Let’s take that one step further: how did it come to be that Heilbut can write so knowingly and vividly about subjects whose only apparent connection is that he’s interested in them? He takes that on in the book’s title essay, which travels from a look at fandom in general to an exploration of his own.
As strong as the “other meditations” material is, the gays-in-the-black-church and Franklin pieces are easily the most compelling. They’re less dependent on Heilbut’s prior work than the other essays, but more to the point, they’re more energetic and passionate. There’s a reason for that: gospel music gave Heilbut’s young life meaning and hope. As a bullied youth, gospel became his balm in Gilead.
“Gospel grounded me and kept me sane,” he writes, “not because ‘it gets better,’ but because for most people, it does not. Blues knows this. But gospel won me with its complex balance of the joyous and the grim—or, as I subtitled my first book, its good news and bad times.”

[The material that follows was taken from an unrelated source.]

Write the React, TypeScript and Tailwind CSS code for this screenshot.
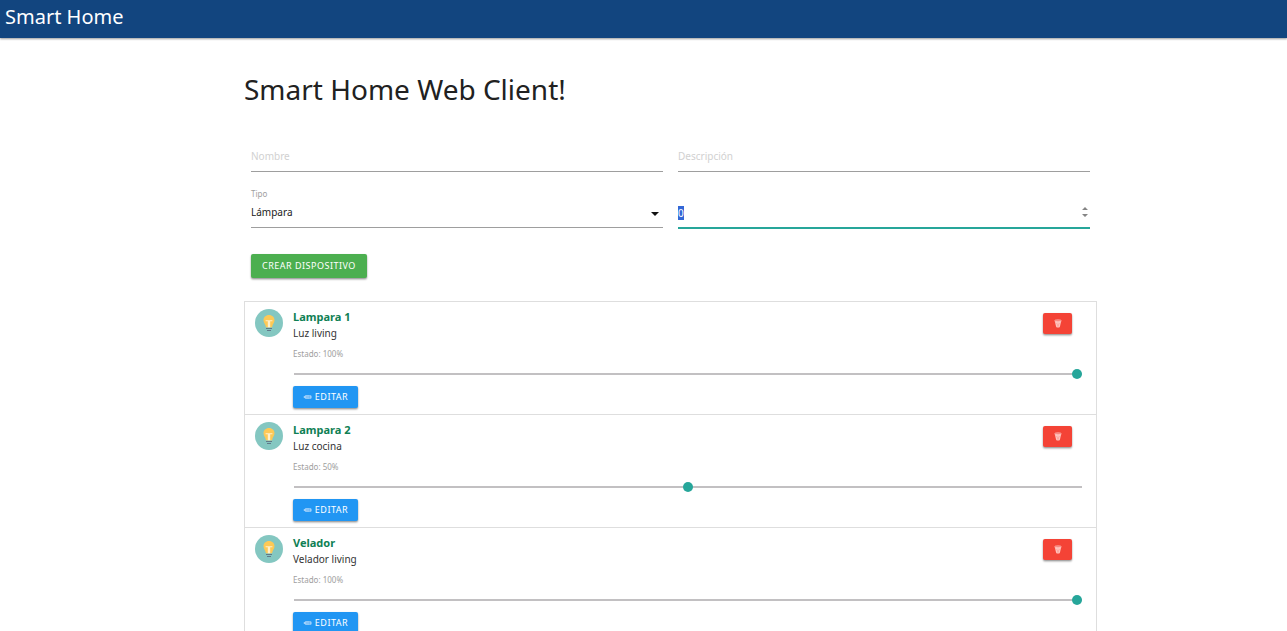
import { useEffect, useRef, useState } from "react";

type Device = { id: number; name: string; description: string; state: number };

const initialDevices: Device[] = [
  { id: 1, name: "Lampara 1", description: "Luz living", state: 100 },
  { id: 2, name: "Lampara 2", description: "Luz cocina", state: 50 },
  { id: 3, name: "Velador", description: "Velador living", state: 100 },
];

const raised = "rounded-[2px] shadow-[0_1px_2px_rgba(0,0,0,0.35),0_2px_2px_rgba(0,0,0,0.12)]";

function BulbIcon() {
  return (
    <svg viewBox="0 0 28 28" className="size-7 shrink-0" aria-hidden="true">
      <circle cx="14" cy="14" r="14" fill="#84c7c1" />
      <path d="M14 6c-3.3 0-5.500 2.400-5.500 5.300 0 2.700 2 3.700 2.400 6.900h6.200c.4-3.200 2.400-4.200 2.400-6.900C19.500 8.400 17.300 6 14 6z" fill="#fdc956" />
      <path d="M10.600 11.200h6.800v1.100h-2.200V18.200h-2.400v-5.900h-2.200z" fill="#fff0cc" />
      <path d="M11 19h6v1.100h-6zM12 20.900h4v1h-4z" fill="#607889" />
    </svg>
  );
}

function TrashIcon() {
  return (
    <svg viewBox="0 0 8 9" className="h-[9px] w-2" aria-hidden="true">
      <path d="M.8 2.200 2.200 7.900c.6.7 3 .7 3.600 0l1.400-5.700z" fill="#ffc4be" />
      <ellipse cx="4" cy="1.800" rx="3.300" ry=".9" fill="#f5655a" stroke="#ffdedb" strokeWidth=".7" />
      <path d="m2 4 3 3.500M6 4 3 7.500M4 3.500v4.500" stroke="#f98e86" strokeWidth=".4" />
    </svg>
  );
}

function PencilIcon() {
  return (
    <svg viewBox="0 0 9 6" className="h-[6px] w-[9px]" aria-hidden="true">
      <path d="M.3 3 2.600 1.200h5c1.300 0 1.300 3.600 0 3.600h-5z" fill="#b5dafb" />
      <path d="M2.600 2.400h4.300M2.600 3.600h4.300M6.900 1.200v3.600" stroke="#4ba6f5" strokeWidth=".5" />
    </svg>
  );
}

function DeviceRow({ device, onState, onDelete }: { device: Device; onState: (n: number) => void; onDelete: () => void }) {
  return (
    <li className="flex gap-[10px] border-b border-[#dedede] pt-[7px] pr-[14px] pb-[6px] pl-[10px] last:border-b-0">
      <BulbIcon />
      <div className="flex min-w-0 flex-1 flex-col items-start">
        <div className="flex w-full items-start justify-between pr-[10px]">
          <div>
            <h2 className="text-[11px] leading-4 font-bold text-[#0f8054]">{device.name}</h2>
            <p className="text-[10px] leading-4 text-[#333]">{device.description}</p>
          </div>
          <button type="button" aria-label={`Eliminar ${device.name}`} onClick={onDelete} className={`mt-1 flex h-[21px] w-[29px] items-center justify-center bg-[#f44336] ${raised}`}>
            <TrashIcon />
          </button>
        </div>
        <label htmlFor={`state-${device.id}`} className="mt-[5px] text-[8px] leading-4 text-[#9e9e9e]">
          Estado: {device.state}%
        </label>
        <input
          id={`state-${device.id}`}
          type="range"
          min={0}
          max={100}
          value={device.state}
          onChange={(e) => onState(Number(e.target.value))}
          className="mt-[7px] ml-px h-[10px] w-[calc(100%-1px)] cursor-pointer appearance-none bg-transparent outline-none [&::-webkit-slider-runnable-track]:h-[2px] [&::-webkit-slider-runnable-track]:bg-[#c2c0c2] [&::-webkit-slider-thumb]:-mt-1 [&::-webkit-slider-thumb]:size-[10px] [&::-webkit-slider-thumb]:appearance-none [&::-webkit-slider-thumb]:rounded-full [&::-webkit-slider-thumb]:bg-[#26a69a]"
        />
        <button type="button" className={`mt-[7px] flex h-[22px] w-[65px] items-center justify-center gap-[3px] bg-[#2196f3] text-[9px] tracking-[0.5px] text-white ${raised}`}>
          <PencilIcon />
          EDITAR
        </button>
      </div>
    </li>
  );
}

export default function App() {
  const [devices, setDevices] = useState(initialDevices);
  const stateInput = useRef<HTMLInputElement>(null);

  useEffect(() => {
    stateInput.current?.focus();
    stateInput.current?.select();
  }, []);

  const field = "block w-full appearance-none rounded-none border-b border-[#9e9e9e] bg-transparent text-[10px] leading-4 text-[#212121] outline-none";

  return (
    <div className="h-screen overflow-x-hidden overflow-y-auto bg-white font-['Noto_Sans',sans-serif] [scrollbar-width:none]">
      <header className="h-[38px] bg-[#12457f] px-[5px] shadow-[0_1px_2px_rgba(0,0,0,0.4)]">
        <a href="#" className="text-[20px] leading-[34px] text-white">Smart Home</a>
      </header>
      <main className="pr-[190px] pl-[244px]">
        <h1 className="pt-[31px] text-[28px] leading-[40px] text-[#212121]">Smart Home Web Client!</h1>
        <form onSubmit={(e) => e.preventDefault()} className="pt-[32px] pr-[7px] pl-[7px]">
          <div className="grid grid-cols-2 gap-x-[15px]">
            <input aria-label="Nombre" placeholder="Nombre" className={`${field} h-[31px] pb-px placeholder:text-[#d1d1d1]`} />
            <input aria-label="Descripción" placeholder="Descripción" className={`${field} h-[31px] pb-px placeholder:text-[#d1d1d1]`} />
            <div className="relative pt-[14px]">
              <label htmlFor="type" className="block text-[8px] leading-4 text-[#9e9e9e]">Tipo</label>
              <select id="type" className={`${field} h-[26px] pb-[5px]`}>
                <option>Lámpara</option>
                <option>Persiana</option>
              </select>
              <svg viewBox="0 0 8 4" className="pointer-events-none absolute right-1 bottom-[13px] h-1 w-2" aria-hidden="true">
                <path d="M0 0h8L4 4z" fill="#111" />
              </svg>
            </div>
            <div className="relative pt-[31px]">
              <input
                ref={stateInput}
                type="number"
                aria-label="Estado"
                defaultValue={0}
                className={`${field} h-[26px] border-b-2 border-[#26a69a] pb-[5px] [-moz-appearance:textfield] selection:bg-[#3367d6] selection:text-white [&::-webkit-inner-spin-button]:appearance-none`}
              />
              <svg viewBox="0 0 6 10" className="pointer-events-none absolute right-[2px] bottom-3 h-[10px] w-[6px]" aria-hidden="true">
                <path d="M3 0 6 3H0zM0 7h6l-3 3z" fill="#858585" />
              </svg>
            </div>
          </div>
          <button type="submit" className={`mt-[25px] flex h-6 items-center bg-[#4caf50] px-[11px] text-[9px] tracking-[0.5px] text-white ${raised}`}>
            CREAR DISPOSITIVO
          </button>
        </form>
        <ul className="mt-[23px] border border-[#dedede]">
          {devices.map((device) => (
            <DeviceRow
              key={device.id}
              device={device}
              onState={(state) => setDevices((all) => all.map((d) => (d.id === device.id ? { ...d, state } : d)))}
              onDelete={() => setDevices((all) => all.filter((d) => d.id !== device.id))}
            />
          ))}
        </ul>
      </main>
    </div>
  );
}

That faith in the power of the music and the dogged humanity of its voices not only sustained him emotionally, it also opened a professional path (as a gospel record producer as well as a chronicler of its life and times). But he’s yet to become jaded about it, or too far beyond his difficult years to still draw sustenance from it. He can’t stop thinking about it, and he won’t stop loving it. Ain’t no fan, he surmises, quite like a lifelong one:
“Keats, who dwelled in melancholy, longed for ‘a life of sensation, and not of thought.’ That immersion in sensation can be a fan’s highest bliss. But then he may aspire to something else: and dream of becoming, in Wallace Stevens’ words, ‘the man who has had time to think enough.’ Sensation and thought: that may be an old fan’s last reward.”
Heilbut, ultimately, is part historian and part critic. Those who enter either vocation generally do so because they’re drawn to the subject for reasons of both the head and the heart. Heilbut brings all of both those resources to bear in his work, and when they’re fully engaged, as in the best moments here, the learned, rear-gazing wistfulness the above passage implies seems a long way off.